# Task requirements
What follows is a set of entries. Give them again exactly, without the pictures.

# Dataset extract

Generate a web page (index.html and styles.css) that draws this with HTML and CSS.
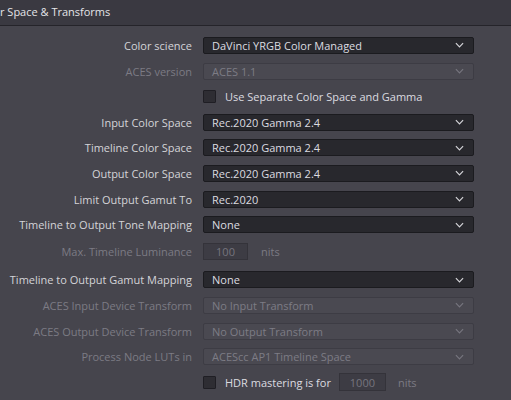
FILE: index.html
```html
<!DOCTYPE html>
<html>
<head>
<meta charset="utf-8">
<link rel="stylesheet" href="styles.css">
</head>
<body>
<div class="panel">
  <div class="header"><span class="title">r Space &amp; Transforms</span></div>
  <div class="form">
    <div class="row">
      <div class="label">Color science</div>
      <div class="select"><span>DaVinci YRGB Color Managed</span><svg class="chev" viewBox="0 0 10 6"><path d="M1 1 L5 5 L9 1"/></svg></div>
    </div>
    <div class="row disabled">
      <div class="label">ACES version</div>
      <div class="select"><span>ACES 1.1</span><svg class="chev" viewBox="0 0 10 6"><path d="M1 1 L5 5 L9 1"/></svg></div>
    </div>
    <div class="row">
      <div class="label"></div>
      <div class="check"><span class="box"></span><span class="check-text">Use Separate Color Space and Gamma</span></div>
    </div>
    <div class="row">
      <div class="label">Input Color Space</div>
      <div class="select"><span>Rec.2020 Gamma 2.4</span><svg class="chev" viewBox="0 0 10 6"><path d="M1 1 L5 5 L9 1"/></svg></div>
    </div>
    <div class="row">
      <div class="label">Timeline Color Space</div>
      <div class="select"><span>Rec.2020 Gamma 2.4</span><svg class="chev" viewBox="0 0 10 6"><path d="M1 1 L5 5 L9 1"/></svg></div>
    </div>
    <div class="row">
      <div class="label">Output Color Space</div>
      <div class="select"><span>Rec.2020 Gamma 2.4</span><svg class="chev" viewBox="0 0 10 6"><path d="M1 1 L5 5 L9 1"/></svg></div>
    </div>
    <div class="row">
      <div class="label">Limit Output Gamut To</div>
      <div class="select"><span>Rec.2020</span><svg class="chev" viewBox="0 0 10 6"><path d="M1 1 L5 5 L9 1"/></svg></div>
    </div>
    <div class="row">
      <div class="label">Timeline to Output Tone Mapping</div>
      <div class="select"><span>None</span><svg class="chev" viewBox="0 0 10 6"><path d="M1 1 L5 5 L9 1"/></svg></div>
    </div>
    <div class="row disabled lum">
      <div class="label">Max. Timeline Luminance</div>
      <div class="numrow"><span class="num">100</span><span class="unit">nits</span></div>
    </div>
    <div class="row gamut">
      <div class="label">Timeline to Output Gamut Mapping</div>
      <div class="select"><span>None</span><svg class="chev" viewBox="0 0 10 6"><path d="M1 1 L5 5 L9 1"/></svg></div>
    </div>
    <div class="row disabled">
      <div class="label">ACES Input Device Transform</div>
      <div class="select"><span>No Input Transform</span><svg class="chev" viewBox="0 0 10 6"><path d="M1 1 L5 5 L9 1"/></svg></div>
    </div>
    <div class="row disabled">
      <div class="label">ACES Output Device Transform</div>
      <div class="select"><span>No Output Transform</span><svg class="chev" viewBox="0 0 10 6"><path d="M1 1 L5 5 L9 1"/></svg></div>
    </div>
    <div class="row disabled">
      <div class="label">Process Node LUTs in</div>
      <div class="select"><span>ACEScc AP1 Timeline Space</span><svg class="chev" viewBox="0 0 10 6"><path d="M1 1 L5 5 L9 1"/></svg></div>
    </div>
    <div class="row">
      <div class="label"></div>
      <div class="check"><span class="box"></span><span class="check-text">HDR mastering is for</span><span class="num hdr">1000</span><span class="unit dim">nits</span></div>
    </div>
  </div>
</div>
</body>
</html>
```

FILE: styles.css
```css
html, body {
  margin: 0;
  padding: 0;
  background: #46454d;
  width: 511px;
  height: 400px;
  overflow: hidden;
}

.panel {
  font-family: "Open Sans", "Lato", sans-serif;
  font-size: 11px;
  color: #d4d4d8;
}

.header {
  height: 25px;
  background: #3a3941;
  border-bottom: 1px solid #25242a;
  display: flex;
  align-items: center;
  overflow: hidden;
}

.title {
  font-size: 11px;
  color: #e4e4e8;
  white-space: nowrap;
  padding-bottom: 2px;
}

.form {
  padding-top: 6.7px;
  display: flex;
  flex-direction: column;
}

.row {
  height: 25.6px;
  display: flex;
  align-items: center;
}

.row.lum {
  margin-top: 1px;
}

.row.gamut {
  margin-top: 3px;
}

.label {
  width: 192px;
  flex: none;
  text-align: right;
  white-space: nowrap;
  margin-right: 11px;
}

.select {
  width: 271px;
  height: 17px;
  box-sizing: border-box;
  background: #28282d;
  border: 1px solid #1b1b1f;
  border-radius: 2px;
  display: flex;
  align-items: center;
  justify-content: space-between;
  padding: 0 9px 0 8px;
  color: #dcdce0;
}

.chev {
  width: 9px;
  height: 6px;
  fill: none;
  stroke: #d4d4d8;
  stroke-width: 1.3;
}

.disabled .label {
  color: #7c7b84;
}

.disabled .select {
  background: #4a4951;
  border-color: #3d3c44;
  color: #7d7c85;
}

.disabled .chev {
  stroke: #76757e;
}

.check {
  display: flex;
  align-items: center;
}

.box {
  width: 11px;
  height: 11px;
  background: #2e2d33;
  border: 1px solid #1f1e24;
  border-radius: 1px;
  margin-right: 9px;
}

.check-text {
  color: #dcdce0;
}

.numrow {
  display: flex;
  align-items: center;
}

.num {
  width: 45px;
  height: 17px;
  box-sizing: border-box;
  background: #3d3c44;
  border: 1px solid #34333a;
  display: flex;
  align-items: center;
  justify-content: center;
  color: #76757e;
}

.unit {
  margin-left: 13px;
  color: #7c7b84;
}

.hdr {
  width: 47px;
  height: 18px;
  margin-left: 8px;
}

.unit.dim {
  margin-left: 12px;
}
```
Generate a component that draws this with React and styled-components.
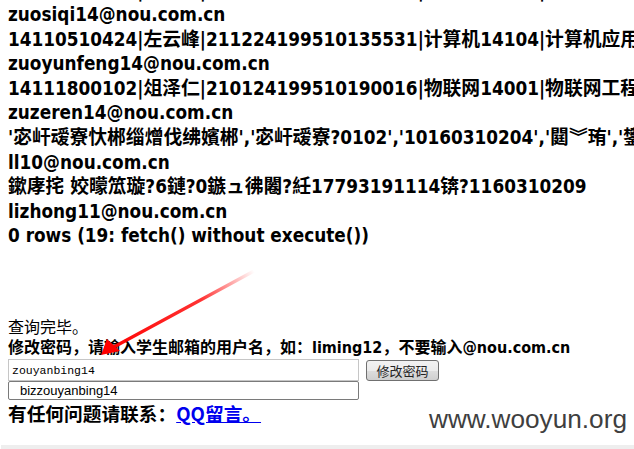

# Answer to the problem
Generate a web page (index.html and styles.css) that draws this with HTML and CSS.
FILE: index.html
```html
<!DOCTYPE html>
<html>
<head>
<meta charset="utf-8">
<link rel="stylesheet" href="styles.css">
</head>
<body>
<div class="panel">
  <div class="header"><span class="title">r Space &amp; Transforms</span></div>
  <div class="form">
    <div class="row">
      <div class="label">Color science</div>
      <div class="select"><span>DaVinci YRGB Color Managed</span><svg class="chev" viewBox="0 0 10 6"><path d="M1 1 L5 5 L9 1"/></svg></div>
    </div>
    <div class="row disabled">
      <div class="label">ACES version</div>
      <div class="select"><span>ACES 1.1</span><svg class="chev" viewBox="0 0 10 6"><path d="M1 1 L5 5 L9 1"/></svg></div>
    </div>
    <div class="row">
      <div class="label"></div>
      <div class="check"><span class="box"></span><span class="check-text">Use Separate Color Space and Gamma</span></div>
    </div>
    <div class="row">
      <div class="label">Input Color Space</div>
      <div class="select"><span>Rec.2020 Gamma 2.4</span><svg class="chev" viewBox="0 0 10 6"><path d="M1 1 L5 5 L9 1"/></svg></div>
    </div>
    <div class="row">
      <div class="label">Timeline Color Space</div>
      <div class="select"><span>Rec.2020 Gamma 2.4</span><svg class="chev" viewBox="0 0 10 6"><path d="M1 1 L5 5 L9 1"/></svg></div>
    </div>
    <div class="row">
      <div class="label">Output Color Space</div>
      <div class="select"><span>Rec.2020 Gamma 2.4</span><svg class="chev" viewBox="0 0 10 6"><path d="M1 1 L5 5 L9 1"/></svg></div>
    </div>
    <div class="row">
      <div class="label">Limit Output Gamut To</div>
      <div class="select"><span>Rec.2020</span><svg class="chev" viewBox="0 0 10 6"><path d="M1 1 L5 5 L9 1"/></svg></div>
    </div>
    <div class="row">
      <div class="label">Timeline to Output Tone Mapping</div>
      <div class="select"><span>None</span><svg class="chev" viewBox="0 0 10 6"><path d="M1 1 L5 5 L9 1"/></svg></div>
    </div>
    <div class="row disabled lum">
      <div class="label">Max. Timeline Luminance</div>
      <div class="numrow"><span class="num">100</span><span class="unit">nits</span></div>
    </div>
    <div class="row gamut">
      <div class="label">Timeline to Output Gamut Mapping</div>
      <div class="select"><span>None</span><svg class="chev" viewBox="0 0 10 6"><path d="M1 1 L5 5 L9 1"/></svg></div>
    </div>
    <div class="row disabled">
      <div class="label">ACES Input Device Transform</div>
      <div class="select"><span>No Input Transform</span><svg class="chev" viewBox="0 0 10 6"><path d="M1 1 L5 5 L9 1"/></svg></div>
    </div>
    <div class="row disabled">
      <div class="label">ACES Output Device Transform</div>
      <div class="select"><span>No Output Transform</span><svg class="chev" viewBox="0 0 10 6"><path d="M1 1 L5 5 L9 1"/></svg></div>
    </div>
    <div class="row disabled">
      <div class="label">Process Node LUTs in</div>
      <div class="select"><span>ACEScc AP1 Timeline Space</span><svg class="chev" viewBox="0 0 10 6"><path d="M1 1 L5 5 L9 1"/></svg></div>
    </div>
    <div class="row">
      <div class="label"></div>
      <div class="check"><span class="box"></span><span class="check-text">HDR mastering is for</span><span class="num hdr">1000</span><span class="unit dim">nits</span></div>
    </div>
  </div>
</div>
</body>
</html>
```

FILE: styles.css
```css
html, body {
  margin: 0;
  padding: 0;
  background: #46454d;
  width: 511px;
  height: 400px;
  overflow: hidden;
}

.panel {
  font-family: "Open Sans", "Lato", sans-serif;
  font-size: 11px;
  color: #d4d4d8;
}

.header {
  height: 25px;
  background: #3a3941;
  border-bottom: 1px solid #25242a;
  display: flex;
  align-items: center;
  overflow: hidden;
}

.title {
  font-size: 11px;
  color: #e4e4e8;
  white-space: nowrap;
  padding-bottom: 2px;
}

.form {
  padding-top: 6.7px;
  display: flex;
  flex-direction: column;
}

.row {
  height: 25.6px;
  display: flex;
  align-items: center;
}

.row.lum {
  margin-top: 1px;
}

.row.gamut {
  margin-top: 3px;
}

.label {
  width: 192px;
  flex: none;
  text-align: right;
  white-space: nowrap;
  margin-right: 11px;
}

.select {
  width: 271px;
  height: 17px;
  box-sizing: border-box;
  background: #28282d;
  border: 1px solid #1b1b1f;
  border-radius: 2px;
  display: flex;
  align-items: center;
  justify-content: space-between;
  padding: 0 9px 0 8px;
  color: #dcdce0;
}

.chev {
  width: 9px;
  height: 6px;
  fill: none;
  stroke: #d4d4d8;
  stroke-width: 1.3;
}

.disabled .label {
  color: #7c7b84;
}

.disabled .select {
  background: #4a4951;
  border-color: #3d3c44;
  color: #7d7c85;
}

.disabled .chev {
  stroke: #76757e;
}

.check {
  display: flex;
  align-items: center;
}

.box {
  width: 11px;
  height: 11px;
  background: #2e2d33;
  border: 1px solid #1f1e24;
  border-radius: 1px;
  margin-right: 9px;
}

.check-text {
  color: #dcdce0;
}

.numrow {
  display: flex;
  align-items: center;
}

.num {
  width: 45px;
  height: 17px;
  box-sizing: border-box;
  background: #3d3c44;
  border: 1px solid #34333a;
  display: flex;
  align-items: center;
  justify-content: center;
  color: #76757e;
}

.unit {
  margin-left: 13px;
  color: #7c7b84;
}

.hdr {
  width: 47px;
  height: 18px;
  margin-left: 8px;
}

.unit.dim {
  margin-left: 12px;
}
```
Generate a component that draws this with React and styled-components.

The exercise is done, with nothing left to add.